Engineered specifically for low-branched trees, the Log Max 7000TWIN derives its name from its twin bottom delimbing knives. Other features of the Log Max 7000TWIN are a cast felling link suited to large track carriers and a head with wiring optimized for the Log Mate 500 computer system.

Donnie looks forward to using the Log Mate 500 system. “I haven’t had a chance to try [it] out yet,” he explained. The two newest Log Max purchases at Carroll Enterprises are the first bought with the Log Mate.

Not only does the Log Mate 500 system speed calculations for bucking, but it also stores data. The repository of data for each species, size of tree, etcetera, can later be analyzed by the system (algorithmically) to optimize processing.
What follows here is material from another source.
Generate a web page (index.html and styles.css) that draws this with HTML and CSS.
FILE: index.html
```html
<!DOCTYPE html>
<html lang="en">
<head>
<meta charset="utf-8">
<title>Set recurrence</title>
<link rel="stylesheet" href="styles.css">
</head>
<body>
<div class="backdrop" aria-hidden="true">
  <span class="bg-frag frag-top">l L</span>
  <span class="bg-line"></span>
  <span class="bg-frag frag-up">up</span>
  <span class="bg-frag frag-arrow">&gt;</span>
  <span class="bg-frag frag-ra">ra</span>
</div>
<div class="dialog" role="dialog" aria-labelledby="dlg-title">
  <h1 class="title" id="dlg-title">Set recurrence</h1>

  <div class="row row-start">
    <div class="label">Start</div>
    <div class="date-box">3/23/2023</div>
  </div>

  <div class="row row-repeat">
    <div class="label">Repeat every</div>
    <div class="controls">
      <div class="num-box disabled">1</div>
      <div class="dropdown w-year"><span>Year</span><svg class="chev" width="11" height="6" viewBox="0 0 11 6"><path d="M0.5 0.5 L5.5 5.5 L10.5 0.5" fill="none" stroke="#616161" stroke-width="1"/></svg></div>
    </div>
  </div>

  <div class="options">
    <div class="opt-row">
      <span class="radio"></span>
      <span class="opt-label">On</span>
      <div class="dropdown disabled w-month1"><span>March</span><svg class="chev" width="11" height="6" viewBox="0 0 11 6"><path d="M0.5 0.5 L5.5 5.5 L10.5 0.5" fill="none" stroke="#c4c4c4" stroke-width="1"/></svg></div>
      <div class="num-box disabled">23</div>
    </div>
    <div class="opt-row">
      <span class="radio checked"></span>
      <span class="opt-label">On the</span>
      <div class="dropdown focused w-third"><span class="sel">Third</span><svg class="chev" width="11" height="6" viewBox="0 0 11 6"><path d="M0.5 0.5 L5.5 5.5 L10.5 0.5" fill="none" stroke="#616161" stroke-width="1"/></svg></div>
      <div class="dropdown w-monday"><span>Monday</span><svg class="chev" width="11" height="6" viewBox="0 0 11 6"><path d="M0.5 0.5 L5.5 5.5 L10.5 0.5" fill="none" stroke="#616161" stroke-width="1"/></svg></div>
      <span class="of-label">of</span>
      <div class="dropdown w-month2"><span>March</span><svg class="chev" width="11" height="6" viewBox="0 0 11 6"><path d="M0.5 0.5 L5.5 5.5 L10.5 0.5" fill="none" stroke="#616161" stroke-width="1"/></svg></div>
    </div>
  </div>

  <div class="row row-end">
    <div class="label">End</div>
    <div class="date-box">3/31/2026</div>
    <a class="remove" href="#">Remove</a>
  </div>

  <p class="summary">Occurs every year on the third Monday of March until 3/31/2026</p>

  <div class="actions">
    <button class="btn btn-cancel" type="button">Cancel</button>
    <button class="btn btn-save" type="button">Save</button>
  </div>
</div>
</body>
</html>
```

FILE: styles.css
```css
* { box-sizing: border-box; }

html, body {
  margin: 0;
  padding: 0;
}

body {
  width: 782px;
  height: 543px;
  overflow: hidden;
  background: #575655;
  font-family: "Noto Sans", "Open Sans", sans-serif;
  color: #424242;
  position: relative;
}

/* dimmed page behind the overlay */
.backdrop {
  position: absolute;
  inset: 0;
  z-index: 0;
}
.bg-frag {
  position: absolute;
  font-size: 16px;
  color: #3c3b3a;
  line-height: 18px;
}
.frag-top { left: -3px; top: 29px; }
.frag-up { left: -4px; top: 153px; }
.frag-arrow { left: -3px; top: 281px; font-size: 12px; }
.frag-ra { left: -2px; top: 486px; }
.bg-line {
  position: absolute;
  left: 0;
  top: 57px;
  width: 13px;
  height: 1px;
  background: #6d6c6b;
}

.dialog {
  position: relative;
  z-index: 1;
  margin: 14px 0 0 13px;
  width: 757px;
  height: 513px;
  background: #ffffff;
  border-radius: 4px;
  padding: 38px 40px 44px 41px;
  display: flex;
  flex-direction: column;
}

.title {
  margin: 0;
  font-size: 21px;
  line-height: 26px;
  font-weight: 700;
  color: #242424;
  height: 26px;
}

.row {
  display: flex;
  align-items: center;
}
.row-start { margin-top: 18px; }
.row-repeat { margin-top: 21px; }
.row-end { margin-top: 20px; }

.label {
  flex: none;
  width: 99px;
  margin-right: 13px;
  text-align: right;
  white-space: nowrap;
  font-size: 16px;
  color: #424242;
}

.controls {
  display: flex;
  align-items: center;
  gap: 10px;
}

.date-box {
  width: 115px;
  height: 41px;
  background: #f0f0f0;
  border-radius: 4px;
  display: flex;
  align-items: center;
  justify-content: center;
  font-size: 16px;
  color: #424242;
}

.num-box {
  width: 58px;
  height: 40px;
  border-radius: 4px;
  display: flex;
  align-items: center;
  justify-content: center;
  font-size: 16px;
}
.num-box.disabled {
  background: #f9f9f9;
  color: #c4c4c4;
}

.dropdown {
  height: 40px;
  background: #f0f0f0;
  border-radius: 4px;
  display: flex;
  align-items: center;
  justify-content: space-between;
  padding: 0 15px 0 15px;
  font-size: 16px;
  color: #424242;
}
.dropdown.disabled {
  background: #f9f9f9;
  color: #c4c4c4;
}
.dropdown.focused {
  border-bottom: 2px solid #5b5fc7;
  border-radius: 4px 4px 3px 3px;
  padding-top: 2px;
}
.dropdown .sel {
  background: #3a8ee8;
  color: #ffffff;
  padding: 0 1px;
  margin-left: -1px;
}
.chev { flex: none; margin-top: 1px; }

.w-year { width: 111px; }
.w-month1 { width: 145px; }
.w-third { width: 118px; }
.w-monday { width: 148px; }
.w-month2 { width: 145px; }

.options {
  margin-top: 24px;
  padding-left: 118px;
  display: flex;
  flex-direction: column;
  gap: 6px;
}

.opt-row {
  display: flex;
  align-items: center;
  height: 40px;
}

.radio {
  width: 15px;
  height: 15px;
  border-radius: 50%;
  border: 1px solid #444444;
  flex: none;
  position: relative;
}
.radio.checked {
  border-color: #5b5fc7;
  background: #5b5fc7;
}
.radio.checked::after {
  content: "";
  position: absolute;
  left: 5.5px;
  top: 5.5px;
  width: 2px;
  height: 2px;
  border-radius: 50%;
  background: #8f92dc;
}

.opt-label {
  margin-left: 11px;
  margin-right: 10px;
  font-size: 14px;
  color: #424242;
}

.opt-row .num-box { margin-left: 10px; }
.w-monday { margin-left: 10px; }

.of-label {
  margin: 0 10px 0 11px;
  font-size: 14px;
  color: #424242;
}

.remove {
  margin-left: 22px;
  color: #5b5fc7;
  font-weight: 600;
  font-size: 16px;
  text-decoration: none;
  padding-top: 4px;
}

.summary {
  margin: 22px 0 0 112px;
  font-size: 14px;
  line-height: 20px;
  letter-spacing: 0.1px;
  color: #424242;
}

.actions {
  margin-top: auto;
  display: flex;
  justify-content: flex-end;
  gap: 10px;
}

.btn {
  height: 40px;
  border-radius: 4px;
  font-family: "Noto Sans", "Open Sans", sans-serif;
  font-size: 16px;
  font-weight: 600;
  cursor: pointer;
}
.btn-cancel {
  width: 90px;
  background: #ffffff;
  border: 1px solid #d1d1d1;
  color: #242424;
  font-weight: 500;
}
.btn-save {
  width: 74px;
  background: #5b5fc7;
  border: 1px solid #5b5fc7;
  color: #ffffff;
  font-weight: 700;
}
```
Loggers also have the option of sharing data. They can easily relay data to mills or other interested entities, such as foresters.

The sophistication of the Log Max Log Mate 500 computer system improves communication among all those with an interest in wood products and forests. It provides a real assist to professionals, such as government foresters, aiming to assist loggers with sustainable choices in timber harvesting.
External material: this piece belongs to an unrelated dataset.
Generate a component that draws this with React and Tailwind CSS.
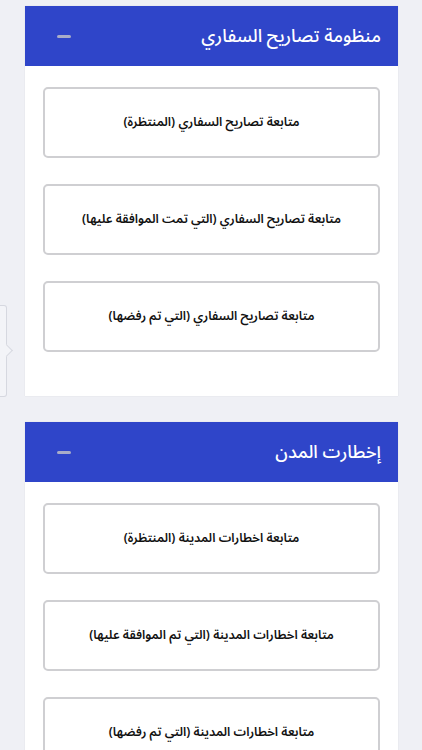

When French settlers arrived in New Brunswick around 1670, the forest had already sustained indigenous people for centuries. Probably no more than two percent of the land area represented virgin forest even then. Yet the region had extremely large trees, such as white pine that towered to 200 feet and as many as seven feet in diameter. The trees were a favorite source of wood for ship builders.

Things change, however. Adaptation is a must. Preplanning – no impulse adjustments, is always a good idea.

As the operation at Carroll Enterprises demonstrates, knowing when to change “horses” – or upgrade equipment – takes a genuine understanding of equipment. The Carrolls have that.

It happens that the Carrolls also have a deep understanding of draft horses of the Percheron variety. Named for the Perche region in northern France where they originated, the Percherons are sleek, sturdy and beautiful – hard workers that make it look easy.

The Percherons have a lot in common with a well-designed harvesting head. The Carrolls breed and show Percherons.